Getting Oakland middle school students to spend the next six years preparing for entering college is the primary focus of a $2.8 million federal grant awarded to a consortium headed up by the Teacher Education Department of California State University, Hayward.
The grant will be applied to the Successful Options for Academic Readiness (SOAR) program, administered by Cal State Hayward. Supporters of the project include the Oakland Unified School District, the Peralta Community College District, the Oakland Community Partnership and U.S. Rep. Barbara Lee.
On Aug. 7 President Clinton announced the award of $120 million for 185 new grants under the Gaining Early Awareness and Readiness for Undergraduate Programs (GEAR UP) that will help more than 200,000 disadvantaged children, beginning in the middle grades, to prepare for success in college.
Only three programs in the nation (in Chicago, Philadelphia and Oklahoma City) are receiving larger grants than Cal State Hayward's partnership with Oakland.
"These programs can make all the difference in whether a young person goes on to higher education and succeeds," said Cal State Hayward President Norma Rees. "They reach out to students in the seventh grade and stay with them all the way. They provide students with tutors and mentors who encourage them to have high expectations for themselves and prepare them to meet high standards."
More than 3,500 students in 14 Oakland schools will be the targets for the intensive effort by CSUH professors, Oakland teachers, mentors, parents and volunteers. The middle schools are Edna Brewer, Carter, Elmhurst, Frick, Bret Harte, Havenscourt, King Estates, Lowell, Madison, Roosevelt, Calvin Simmons and Westlake. Seventh and eighth grade students at Cole and John Swett K-8 schools will be included.
The project director is CSUH teacher education Professor Antonio Andrade, and the project coordinator is Fred Ellis, a program coordinator with the Oakland Unified School District.
The GEAR UP program in Oakland is aimed at developing students' potential and helping them and their families prepare for college by offering counseling, tutoring and mentoring to help students succeed in higher mathematics and other college preparation courses. All classes will be evaluated to ensure they teach skills helpful in preparing students for college entrance exams.
Some of the activities will be held after school, on Saturdays and during the summer. They will include field trips, summer classes on college campuses, and academic seminars. Students will work with teachers, counselors, parents and mentors.
The program will also offer scholarships and family counseling regarding college loans and financial aid options.
"Students who take academically demanding high school course work are more likely to go on to college, succeed and earn more in the work force, regardless of their financial status, race or gender," said Arthurlene Towner, dean of the School of Education and Allied Studies at Cal State Hayward. "However, disadvantaged students often are not aware of the need to take rigorous academic courses to prepare for college, like algebra in middle school or chemistry and trigonometry in high school, or of the availability of financial aid to pay for college."

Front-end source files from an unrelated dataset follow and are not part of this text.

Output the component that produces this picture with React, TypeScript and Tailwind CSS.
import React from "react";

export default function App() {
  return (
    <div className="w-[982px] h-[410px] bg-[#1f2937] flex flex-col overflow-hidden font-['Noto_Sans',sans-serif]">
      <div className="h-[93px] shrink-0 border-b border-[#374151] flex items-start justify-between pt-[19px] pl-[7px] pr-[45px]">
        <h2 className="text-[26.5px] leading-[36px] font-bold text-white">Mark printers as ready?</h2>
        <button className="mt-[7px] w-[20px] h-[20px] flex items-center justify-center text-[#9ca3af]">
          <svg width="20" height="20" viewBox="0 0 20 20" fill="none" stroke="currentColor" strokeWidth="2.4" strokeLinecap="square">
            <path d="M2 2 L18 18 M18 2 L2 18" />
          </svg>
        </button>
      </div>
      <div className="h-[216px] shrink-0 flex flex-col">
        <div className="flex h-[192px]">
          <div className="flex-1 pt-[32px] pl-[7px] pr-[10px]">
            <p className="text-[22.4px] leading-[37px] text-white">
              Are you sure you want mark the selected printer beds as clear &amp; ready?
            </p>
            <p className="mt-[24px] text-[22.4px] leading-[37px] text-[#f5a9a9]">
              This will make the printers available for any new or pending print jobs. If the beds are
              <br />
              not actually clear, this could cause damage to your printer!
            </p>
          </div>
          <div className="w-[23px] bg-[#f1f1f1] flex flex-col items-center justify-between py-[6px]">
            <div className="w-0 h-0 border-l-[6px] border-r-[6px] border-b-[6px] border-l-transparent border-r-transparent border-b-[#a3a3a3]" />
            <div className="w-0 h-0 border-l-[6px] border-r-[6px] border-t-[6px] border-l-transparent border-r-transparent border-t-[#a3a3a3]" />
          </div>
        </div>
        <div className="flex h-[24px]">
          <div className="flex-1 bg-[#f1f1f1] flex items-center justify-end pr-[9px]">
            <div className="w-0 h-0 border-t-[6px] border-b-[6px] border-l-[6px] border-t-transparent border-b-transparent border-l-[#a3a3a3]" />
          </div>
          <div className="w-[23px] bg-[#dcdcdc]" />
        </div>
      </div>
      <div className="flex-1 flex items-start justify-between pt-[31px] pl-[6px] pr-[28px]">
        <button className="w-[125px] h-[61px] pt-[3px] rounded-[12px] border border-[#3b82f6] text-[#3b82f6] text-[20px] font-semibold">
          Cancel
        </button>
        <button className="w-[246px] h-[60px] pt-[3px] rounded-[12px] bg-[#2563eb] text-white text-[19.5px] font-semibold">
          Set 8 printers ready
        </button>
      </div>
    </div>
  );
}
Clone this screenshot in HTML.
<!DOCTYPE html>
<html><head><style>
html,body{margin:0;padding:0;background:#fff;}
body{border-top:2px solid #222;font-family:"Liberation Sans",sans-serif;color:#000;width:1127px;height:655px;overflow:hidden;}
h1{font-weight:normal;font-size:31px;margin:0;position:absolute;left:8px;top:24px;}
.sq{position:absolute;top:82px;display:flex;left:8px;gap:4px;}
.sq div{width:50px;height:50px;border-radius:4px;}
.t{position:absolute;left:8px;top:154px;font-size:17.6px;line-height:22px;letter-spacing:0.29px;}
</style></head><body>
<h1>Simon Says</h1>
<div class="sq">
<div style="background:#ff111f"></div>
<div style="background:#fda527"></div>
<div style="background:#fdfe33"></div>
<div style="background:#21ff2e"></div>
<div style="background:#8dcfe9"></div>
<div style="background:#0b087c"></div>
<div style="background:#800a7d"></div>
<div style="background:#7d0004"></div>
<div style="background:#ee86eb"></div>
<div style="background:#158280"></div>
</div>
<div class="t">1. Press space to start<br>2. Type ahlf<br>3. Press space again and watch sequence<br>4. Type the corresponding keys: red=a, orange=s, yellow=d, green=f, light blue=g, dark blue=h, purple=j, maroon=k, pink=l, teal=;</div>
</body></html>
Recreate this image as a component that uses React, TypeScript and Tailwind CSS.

Towner said key factors in selection of the Cal State Hayward project for funding included proposals to involve Oakland parents, create local matches of resources to fund long-term commitments, and strengthen school curriculum and support services.
Parent centers at each school will help develop trainers through the Oakland Community Partnership organization. That group will support SOAR with a "Dollars for Scholars" campaign that will include a fund-raising luncheon sponsored by Bay Area radio station KMEL, the Oakland Chamber of Commerce and the City of Oakland.
The university already has a significant presence in Oakland schools. More than 230 Cal State Hayward credential candidates will teach in Oakland classrooms this fall. Candidates for state schools administrative and counseling credentials will also work in Oakland schools. The university has six programs directed at Oakland students and teachers in math and science and others in English, literacy, and preparation for careers and college life.
The U.S. Education Department awarded two types of grants: $42 million for 21 state grants and $75 million for 164 partnerships between colleges and low-income middle and junior high schools. There were more than 670 partnership and state proposals representing all 50 states, an estimated one out of every five U.S. colleges, and more than 4,500 organizations. Only one in four partnership grant applicants and half of the state grant applicants could be funded.
Partnership projects had to include at least one college or university, one school district on behalf of one or more low-income middle- and high schools, and two additional organizations such as businesses or community-based groups.